**What needs to be done**
Find the lines with "full" in them and copy them out.

**Material supplied**
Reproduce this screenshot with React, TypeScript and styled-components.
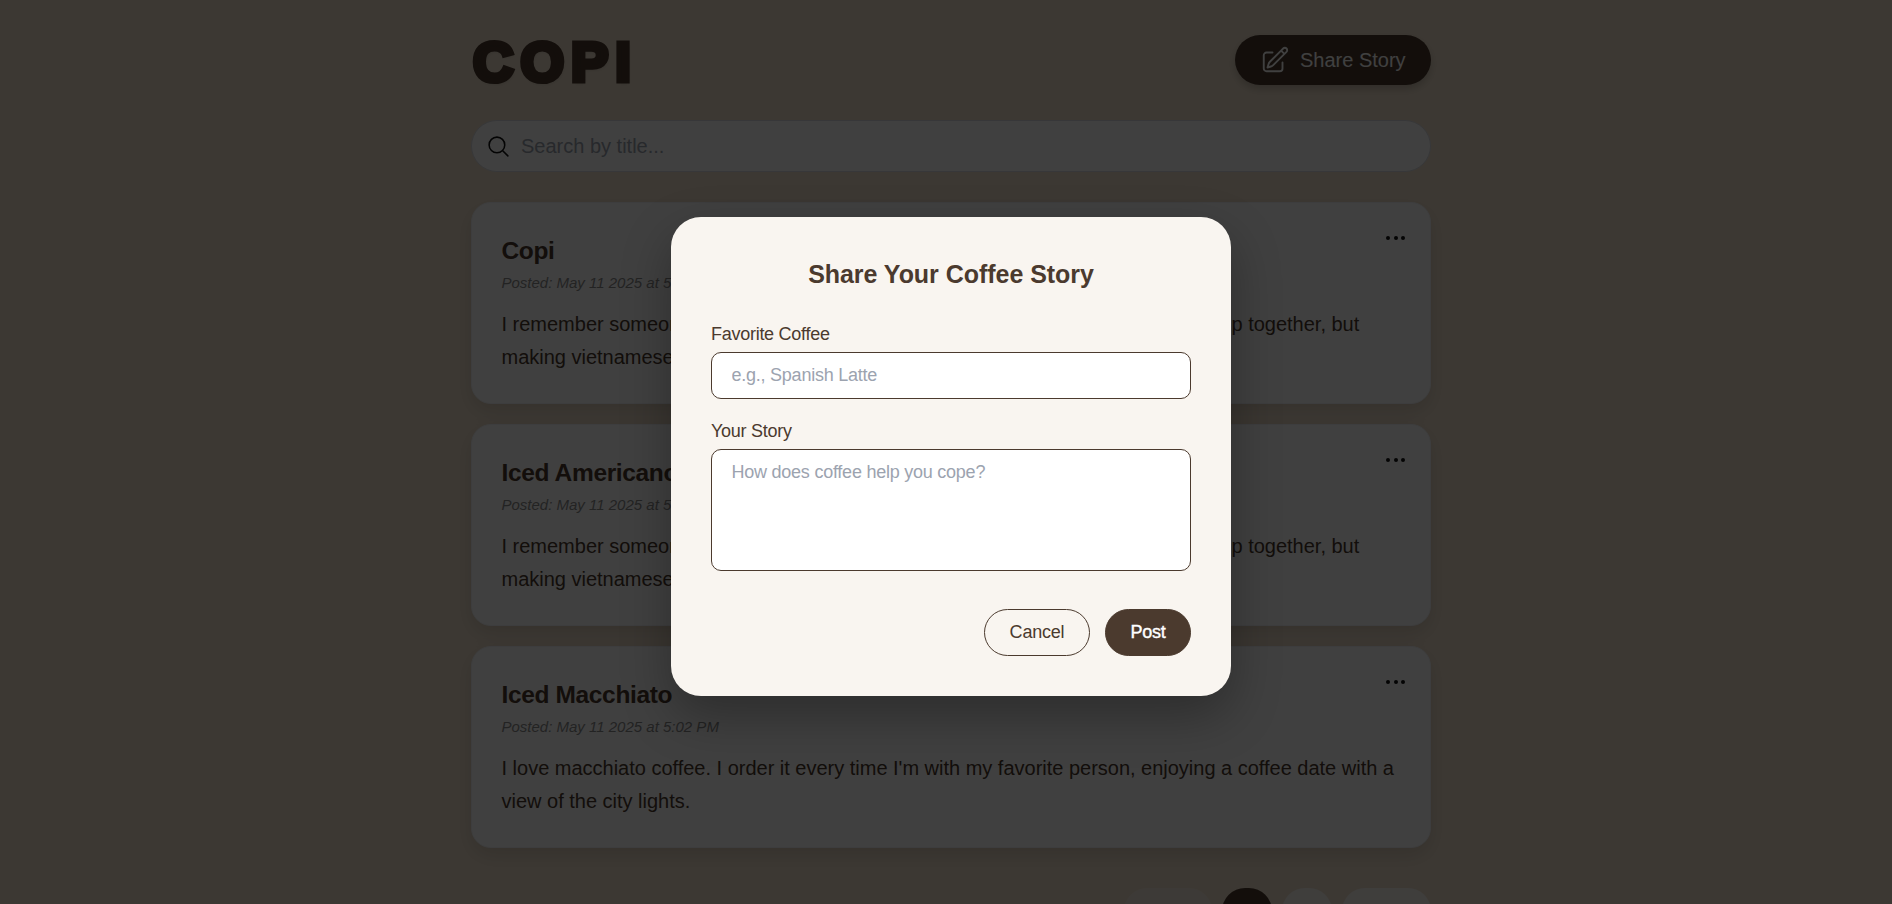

==

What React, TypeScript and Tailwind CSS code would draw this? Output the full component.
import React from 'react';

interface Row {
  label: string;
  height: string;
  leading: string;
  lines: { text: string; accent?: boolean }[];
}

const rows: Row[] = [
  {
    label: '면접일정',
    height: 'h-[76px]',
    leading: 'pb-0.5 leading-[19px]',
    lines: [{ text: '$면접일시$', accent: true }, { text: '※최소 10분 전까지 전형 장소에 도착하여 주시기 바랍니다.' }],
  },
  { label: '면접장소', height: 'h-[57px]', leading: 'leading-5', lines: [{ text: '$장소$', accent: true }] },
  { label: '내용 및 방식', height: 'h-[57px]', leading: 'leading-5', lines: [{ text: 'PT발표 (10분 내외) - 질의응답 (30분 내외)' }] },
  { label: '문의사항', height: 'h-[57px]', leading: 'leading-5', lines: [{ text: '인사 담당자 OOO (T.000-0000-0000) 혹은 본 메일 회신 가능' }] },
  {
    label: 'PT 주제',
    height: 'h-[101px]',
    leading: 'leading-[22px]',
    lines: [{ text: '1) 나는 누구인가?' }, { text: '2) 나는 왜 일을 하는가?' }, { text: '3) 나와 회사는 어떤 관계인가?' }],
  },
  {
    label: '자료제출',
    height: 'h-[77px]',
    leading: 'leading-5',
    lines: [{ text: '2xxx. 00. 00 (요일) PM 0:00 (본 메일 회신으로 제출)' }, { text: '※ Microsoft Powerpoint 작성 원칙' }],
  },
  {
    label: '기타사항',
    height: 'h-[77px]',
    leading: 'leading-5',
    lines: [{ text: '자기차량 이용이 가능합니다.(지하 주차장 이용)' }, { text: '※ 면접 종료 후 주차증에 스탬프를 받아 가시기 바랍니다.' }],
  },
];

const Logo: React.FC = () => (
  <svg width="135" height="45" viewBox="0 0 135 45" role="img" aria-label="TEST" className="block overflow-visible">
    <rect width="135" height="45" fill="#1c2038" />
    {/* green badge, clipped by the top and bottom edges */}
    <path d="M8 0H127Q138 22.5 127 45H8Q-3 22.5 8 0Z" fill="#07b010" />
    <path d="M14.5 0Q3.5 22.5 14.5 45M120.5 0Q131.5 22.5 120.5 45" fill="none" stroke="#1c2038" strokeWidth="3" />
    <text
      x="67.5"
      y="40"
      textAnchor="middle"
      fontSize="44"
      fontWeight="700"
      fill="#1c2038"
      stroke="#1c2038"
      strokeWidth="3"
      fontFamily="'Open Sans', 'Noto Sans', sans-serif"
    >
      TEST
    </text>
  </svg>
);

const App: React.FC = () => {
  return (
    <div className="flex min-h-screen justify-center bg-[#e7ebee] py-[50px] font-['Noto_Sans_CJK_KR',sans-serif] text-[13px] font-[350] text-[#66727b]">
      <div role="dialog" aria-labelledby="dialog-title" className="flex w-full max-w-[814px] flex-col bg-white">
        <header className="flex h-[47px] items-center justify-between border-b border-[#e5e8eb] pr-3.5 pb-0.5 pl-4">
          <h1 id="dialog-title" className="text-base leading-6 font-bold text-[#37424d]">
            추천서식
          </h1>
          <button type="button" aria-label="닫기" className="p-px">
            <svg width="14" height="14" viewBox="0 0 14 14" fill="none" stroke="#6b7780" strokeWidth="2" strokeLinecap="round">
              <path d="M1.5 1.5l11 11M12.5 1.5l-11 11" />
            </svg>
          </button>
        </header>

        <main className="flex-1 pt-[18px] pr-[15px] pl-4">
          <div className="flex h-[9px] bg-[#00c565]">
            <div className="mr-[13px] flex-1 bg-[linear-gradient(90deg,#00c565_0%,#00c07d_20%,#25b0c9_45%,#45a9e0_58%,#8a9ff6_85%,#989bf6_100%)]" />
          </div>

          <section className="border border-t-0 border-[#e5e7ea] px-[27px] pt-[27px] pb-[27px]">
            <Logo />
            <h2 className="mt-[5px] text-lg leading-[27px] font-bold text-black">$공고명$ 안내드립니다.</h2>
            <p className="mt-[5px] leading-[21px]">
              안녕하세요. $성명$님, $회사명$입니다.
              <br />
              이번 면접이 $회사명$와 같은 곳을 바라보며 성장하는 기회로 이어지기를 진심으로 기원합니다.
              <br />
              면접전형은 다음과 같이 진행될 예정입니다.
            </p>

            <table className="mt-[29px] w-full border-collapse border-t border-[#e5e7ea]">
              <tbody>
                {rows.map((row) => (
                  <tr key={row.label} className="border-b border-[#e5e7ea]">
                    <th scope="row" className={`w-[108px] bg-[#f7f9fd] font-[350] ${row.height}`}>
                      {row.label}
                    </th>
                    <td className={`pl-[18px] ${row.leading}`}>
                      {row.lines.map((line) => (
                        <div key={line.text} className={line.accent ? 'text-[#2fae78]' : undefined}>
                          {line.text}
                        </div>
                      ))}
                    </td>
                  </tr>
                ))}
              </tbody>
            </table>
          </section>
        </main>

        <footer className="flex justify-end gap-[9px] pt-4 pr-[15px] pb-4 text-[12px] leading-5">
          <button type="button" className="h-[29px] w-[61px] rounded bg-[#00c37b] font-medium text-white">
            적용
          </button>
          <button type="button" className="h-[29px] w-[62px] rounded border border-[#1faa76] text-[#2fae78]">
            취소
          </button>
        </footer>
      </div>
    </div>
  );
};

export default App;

**Exercise response**
What React, TypeScript and Tailwind CSS code would draw this? Output the full component.
      <div role="dialog" aria-labelledby="dialog-title" className="flex w-full max-w-[814px] flex-col bg-white">
            <table className="mt-[29px] w-full border-collapse border-t border-[#e5e7ea]">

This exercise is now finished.